Bern and Vicki worked together and there is a dialogue between the symbolic and the real, witnessing the journeys. It reveals the number of journeys, the variety of lived experiences and the unprecedented ignorance displayed by media outlets and politicians when referring to this problem. It also reminds us that we have done very little to challenge this narrative.

As you venture further into the space, you encounter a chest of drawers, with peculiar objects scattered in semi-opened drawers. It is an open invitation from the artist Natasha Davis, to join her on her exploration of how displacement has affected her life. In Natasha’s project 50 rooms (installation), autobiographical experience becomes a tool to draw attention to specific events or crises, but also a tool to celebrate life and one’s ability to not just survive, but also thrive in precarious situations. Crossing borders, living in exile and in-between homes can be a difficult and traumatic experience, according to the artist, but it can also be an incredibly fertile space in which one can reinvent oneself. The artists also propose that people contribute drawer content and extend this concept in new directions, she calls for ‘shared autobiography’, a process that can allow transformation and bring forward shared human values.

Graphic Thought Facility and Universal Design Studio

As you move further into the space there is a series of projects that rationalise and explore migration and the concept of ‘we’ from multiple, multidisciplinary perspectives. You can visit Nele Vos’s Citizenshop and determine the value of your passport or you can contribute your journey and facial features in the project How Do We Know Who We Are? by Dawid Górny & Evelyn Ruppert.
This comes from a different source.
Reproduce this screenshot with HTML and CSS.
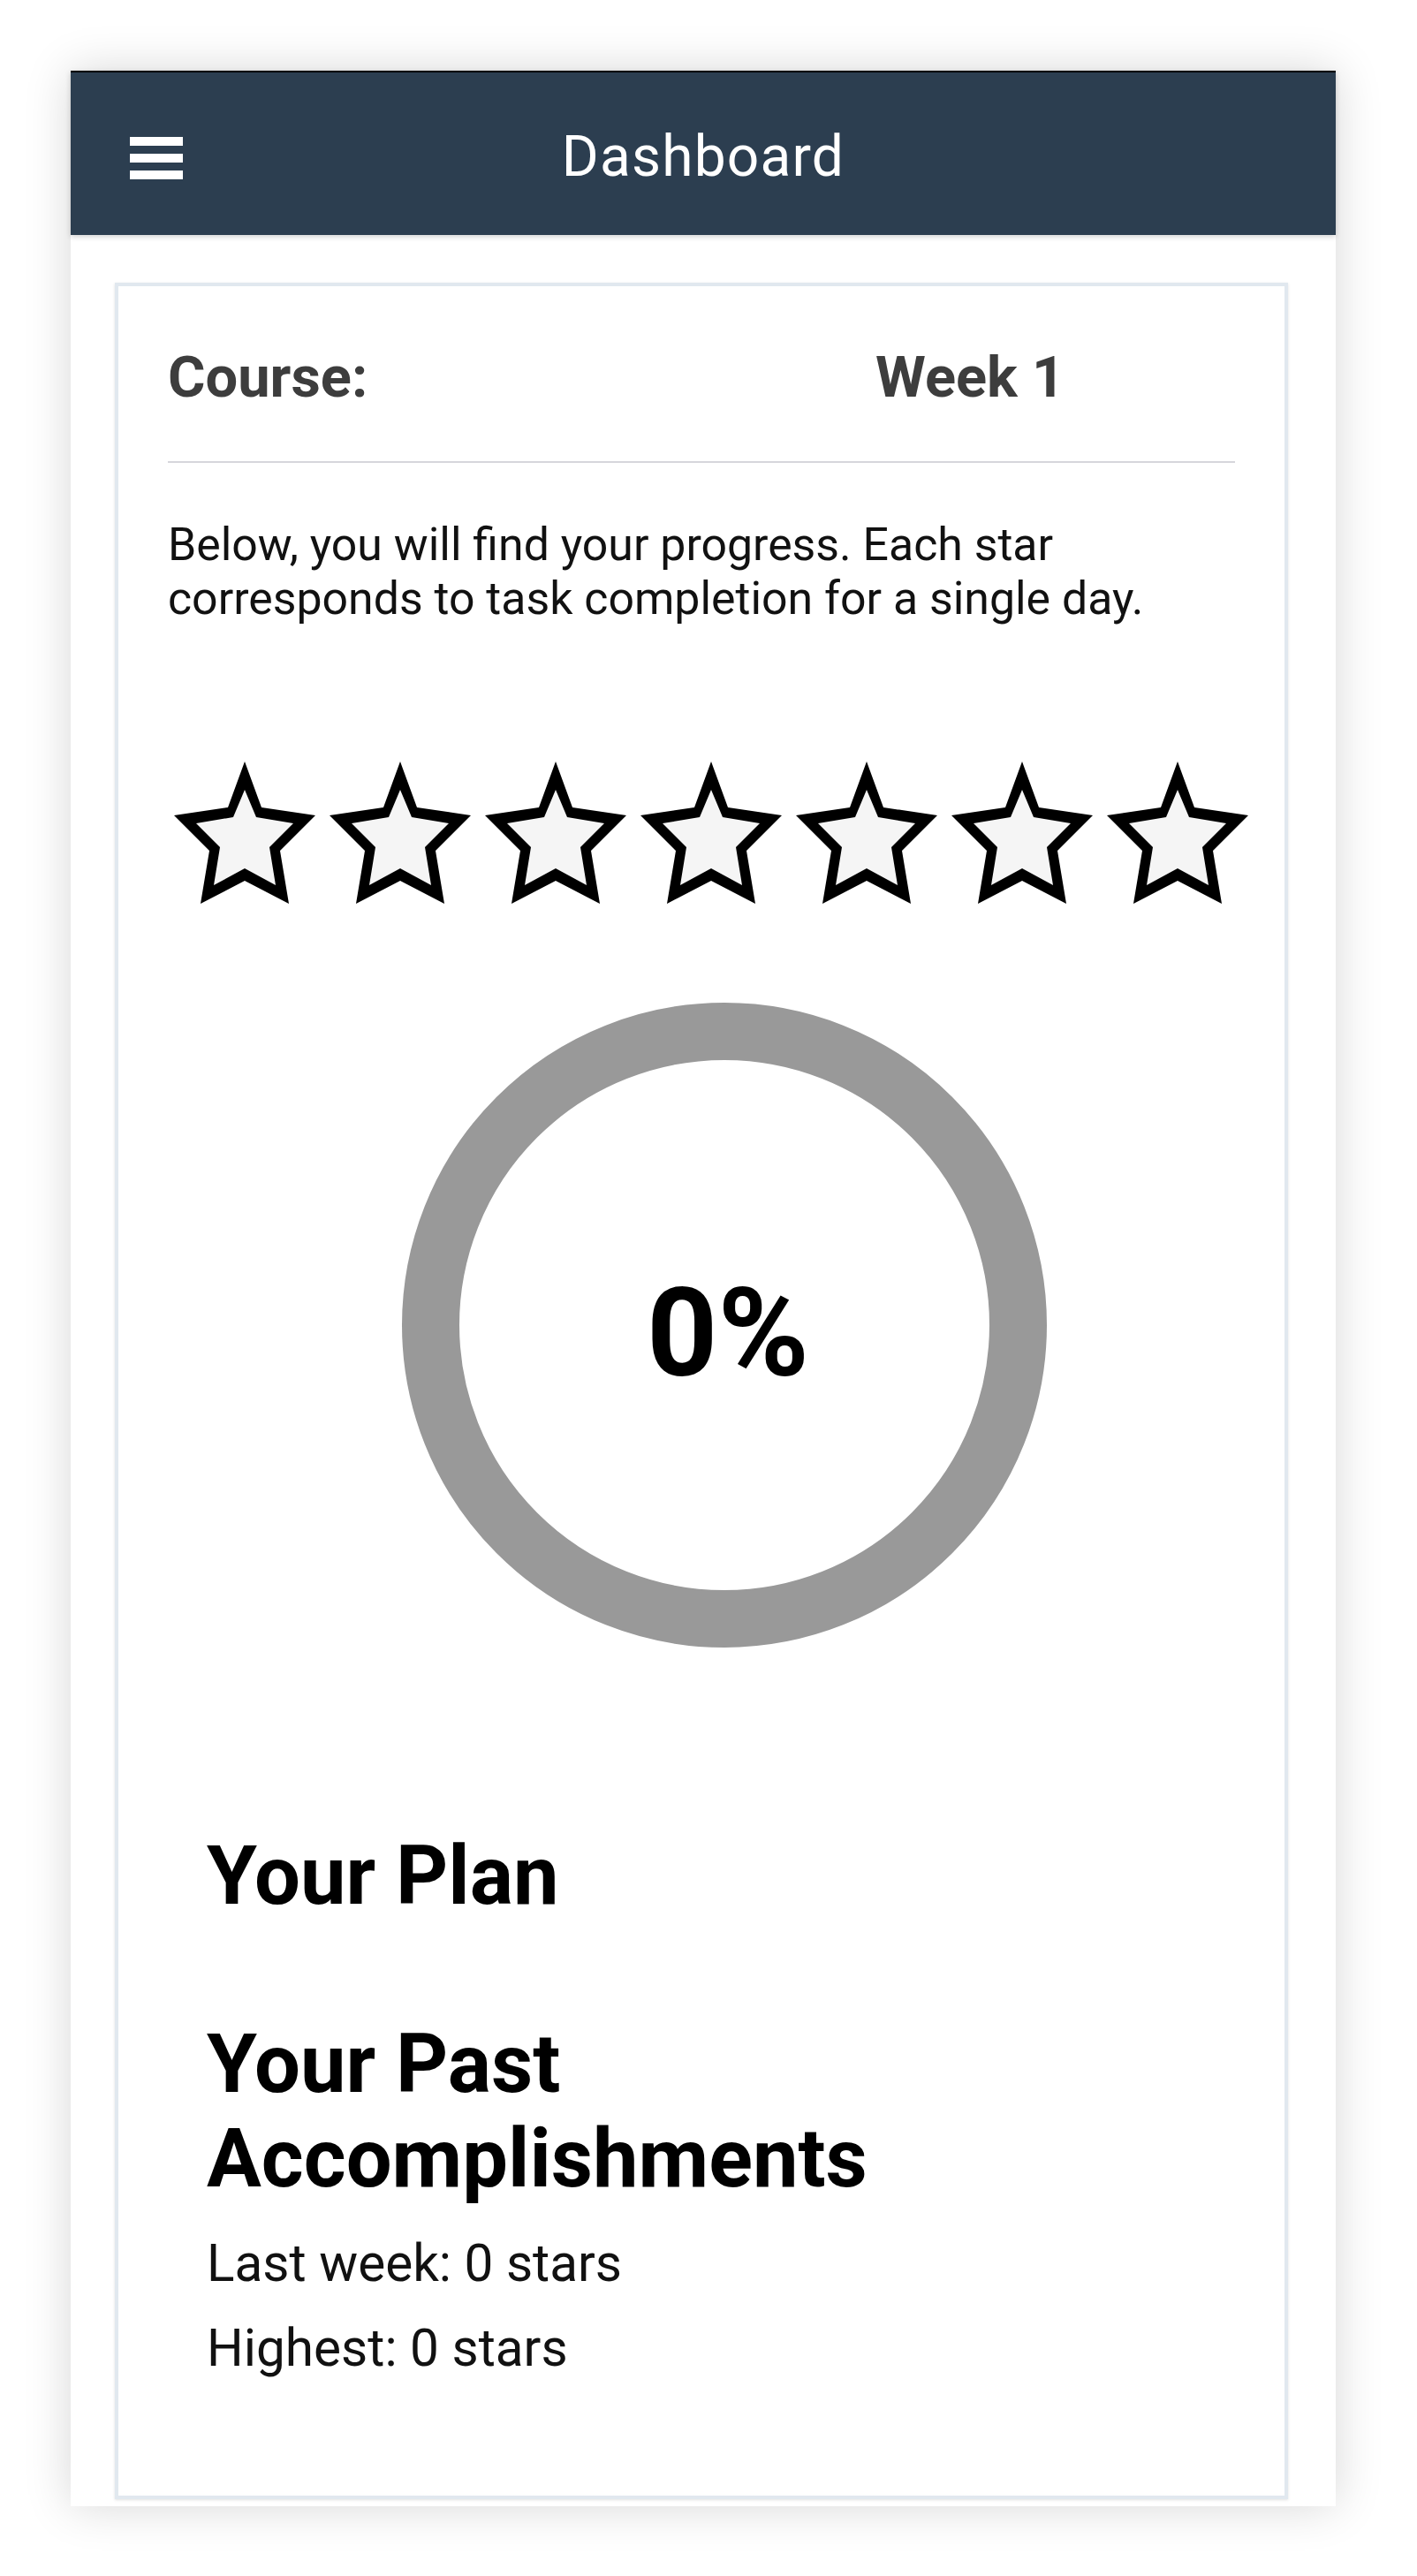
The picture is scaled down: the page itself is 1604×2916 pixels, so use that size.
FILE: index.html
```html
<!DOCTYPE html>
<html lang="en">
<head>
<meta charset="utf-8">
<title>Dashboard</title>
<link rel="stylesheet" href="styles.css">
</head>
<body>
<div class="frame">
  <header class="appbar">
    <div class="menu" aria-label="Menu"><span></span><span></span><span></span></div>
    <h1 class="title">Dashboard</h1>
  </header>
  <main class="content">
    <section class="card">
      <div class="course-row">
        <span class="course-label">Course:</span>
        <span class="week">Week 1</span>
      </div>
      <p class="intro">Below, you will find your progress. Each star corresponds to task completion for a single day.</p>
      <div class="stars">
        <svg class="star" viewBox="0 0 160 161"><polygon class="star-out" points="80,0 99,52 160,61 120,101 130,161 80,135 30,161 40,101 0,61 61,52"/><polygon class="star-in" points="80,32 93,63 135,70 108,97 115,140 80,121 45,140 52,97 25,70 67,63"/></svg>
        <svg class="star" viewBox="0 0 160 161"><polygon class="star-out" points="80,0 99,52 160,61 120,101 130,161 80,135 30,161 40,101 0,61 61,52"/><polygon class="star-in" points="80,32 93,63 135,70 108,97 115,140 80,121 45,140 52,97 25,70 67,63"/></svg>
        <svg class="star" viewBox="0 0 160 161"><polygon class="star-out" points="80,0 99,52 160,61 120,101 130,161 80,135 30,161 40,101 0,61 61,52"/><polygon class="star-in" points="80,32 93,63 135,70 108,97 115,140 80,121 45,140 52,97 25,70 67,63"/></svg>
        <svg class="star" viewBox="0 0 160 161"><polygon class="star-out" points="80,0 99,52 160,61 120,101 130,161 80,135 30,161 40,101 0,61 61,52"/><polygon class="star-in" points="80,32 93,63 135,70 108,97 115,140 80,121 45,140 52,97 25,70 67,63"/></svg>
        <svg class="star" viewBox="0 0 160 161"><polygon class="star-out" points="80,0 99,52 160,61 120,101 130,161 80,135 30,161 40,101 0,61 61,52"/><polygon class="star-in" points="80,32 93,63 135,70 108,97 115,140 80,121 45,140 52,97 25,70 67,63"/></svg>
        <svg class="star" viewBox="0 0 160 161"><polygon class="star-out" points="80,0 99,52 160,61 120,101 130,161 80,135 30,161 40,101 0,61 61,52"/><polygon class="star-in" points="80,32 93,63 135,70 108,97 115,140 80,121 45,140 52,97 25,70 67,63"/></svg>
        <svg class="star" viewBox="0 0 160 161"><polygon class="star-out" points="80,0 99,52 160,61 120,101 130,161 80,135 30,161 40,101 0,61 61,52"/><polygon class="star-in" points="80,32 93,63 135,70 108,97 115,140 80,121 45,140 52,97 25,70 67,63"/></svg>
      </div>
      <div class="progress">
        <svg class="ring" viewBox="0 0 730 730"><circle cx="365" cy="365" r="332.5" fill="none" stroke="#999999" stroke-width="65"/></svg>
        <span class="pct">0%</span>
      </div>
      <div class="sections">
        <h2 class="heading plan">Your Plan</h2>
        <h2 class="heading past">Your Past Accomplishments</h2>
        <p class="stat">Last week: 0 stars</p>
        <p class="stat">Highest: 0 stars</p>
      </div>
    </section>
  </main>
</div>
</body>
</html>
```

FILE: styles.css
```css
html, body {
  margin: 0;
}

body {
  padding: 80px;
  background: #ffffff;
  font-family: Roboto, "Noto Sans", "Liberation Sans", sans-serif;
}

.frame {
  width: 1432px;
  background: #ffffff;
  box-shadow: 0 0 50px rgba(0, 0, 0, 0.16);
}

.appbar {
  position: relative;
  z-index: 1;
  display: grid;
  grid-template-columns: 1fr auto 1fr;
  height: 184px;
  background: #2c3e50;
  border-top: 2px solid #000000;
  box-shadow: 0 2px 6px rgba(0, 0, 0, 0.18);
}

.menu {
  align-self: start;
  justify-self: start;
  margin: 73px 0 0 67px;
  display: flex;
  flex-direction: column;
  gap: 9px;
}

.menu span {
  display: block;
  width: 60px;
  height: 10px;
  background: #ffffff;
}

.title {
  align-self: start;
  margin: 58px 0 0;
  font-size: 64px;
  font-weight: 400;
  line-height: 75px;
  letter-spacing: 1.2px;
  color: #ffffff;
}

.content {
  padding: 54px 54px 8px 50px;
}

.card {
  background: #ffffff;
  border: 4px solid #e1e8ef;
  box-shadow: 0 1px 3px rgba(0, 0, 0, 0.12);
  padding: 66px 56px 133px;
}

.course-row {
  display: grid;
  grid-template-columns: 801px 1fr;
  font-size: 65px;
  font-weight: 700;
  line-height: 75px;
  color: #3d3d3d;
  padding-bottom: 57px;
  border-bottom: 2px solid #d6d6db;
}

.intro {
  margin: 62px 0 0;
  font-size: 51.8px;
  line-height: 61px;
  color: #111111;
}

.stars {
  display: flex;
  gap: 16px;
  margin: 154px 0 0 7px;
}

.star {
  display: block;
  flex: none;
  width: 160px;
  height: 161px;
}

.star-out {
  fill: #000000;
}

.star-in {
  fill: #f5f5f5;
}

.progress {
  display: grid;
  width: 730px;
  height: 730px;
  margin: 112px 0 0 265px;
}

.progress > * {
  grid-area: 1 / 1;
}

.ring {
  display: block;
  width: 730px;
  height: 730px;
}

.pct {
  align-self: center;
  justify-self: center;
  padding: 18px 0 0 8px;
  font-size: 140px;
  font-weight: 700;
  line-height: 1;
  color: #000000;
}

.sections {
  margin-top: 205px;
  padding: 0 44px;
}

.heading {
  margin: 0;
  font-size: 92px;
  font-weight: 700;
  line-height: 107px;
  color: #000000;
}

.plan {
  margin-bottom: 106px;
}

.past {
  margin-bottom: 32px;
}

.stat {
  margin: 0;
  font-size: 58.5px;
  line-height: 67px;
  color: #111111;
}

.stat + .stat {
  margin-top: 29px;
}
```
All these different projects explore difficult concepts related to how our citizenship of the world is constituted: how we travel, how we communicate with human and non-human entities around us, how we share space, how we open up our hearts and homes to others.

And then, just before you arrive at the last section of the space, you encounter a visual regression by Behjat Abdulla. He asks you to think of what myths we are building for our future generations. He tells a story From a Distance, a story that circulates among refugees from Syria, a myth in the making. A close-up of a child’s face, young people waist deep in the sea, a black square, silver foil. I paused there for a while. I paused there as a mother of two young children. I couldn’t move without asking myself, what are they going to think about us twenty years from now? Who are we in their eyes? Were we too complacent, too indulgent, too involved in our own survival to think of other people? Did we allow too much? How can we stop this?

Then I delve into the last section – what I call ‘the way forward section’ or the part where artists dare to offer future propositions. We are ultimately not so different. We may like different brands, and we might get angry at each other sometimes, but in the end, a simple hug, a handshake, a text message can make us feel part of shared humanity. Gil Doran proposes a rethink of the Union Jack, perhaps we just need to insert more colours and textures into the old flag, de-colonise the symbol and make it more human. Laura Sorvala listens carefully to stories of shared humanity and translates them into cardboard ‘feel good’ boxes. And Richard DeDomenici offers you a chance to walk out lighter and happier, just lock yourself in his booth, shed your fears and worries and walk out as a new, better self.

I enjoyed the journey. It is a real human experience, grounded in facts. But also, it talks about the constant struggle to understand what really underpins the migrants and refugees journeys. Citizenship, donations, routes, collaborations. And finally, it offers what we all probably need: clear answers. We are all drowning in questions, so to end the journey with a section that provides answers for the future is openly optimistic. As a species, we thrive in the worst conditions. The future belongs to the adaptable, to those who can move and still maintain their humanity. The future belongs to the refugees.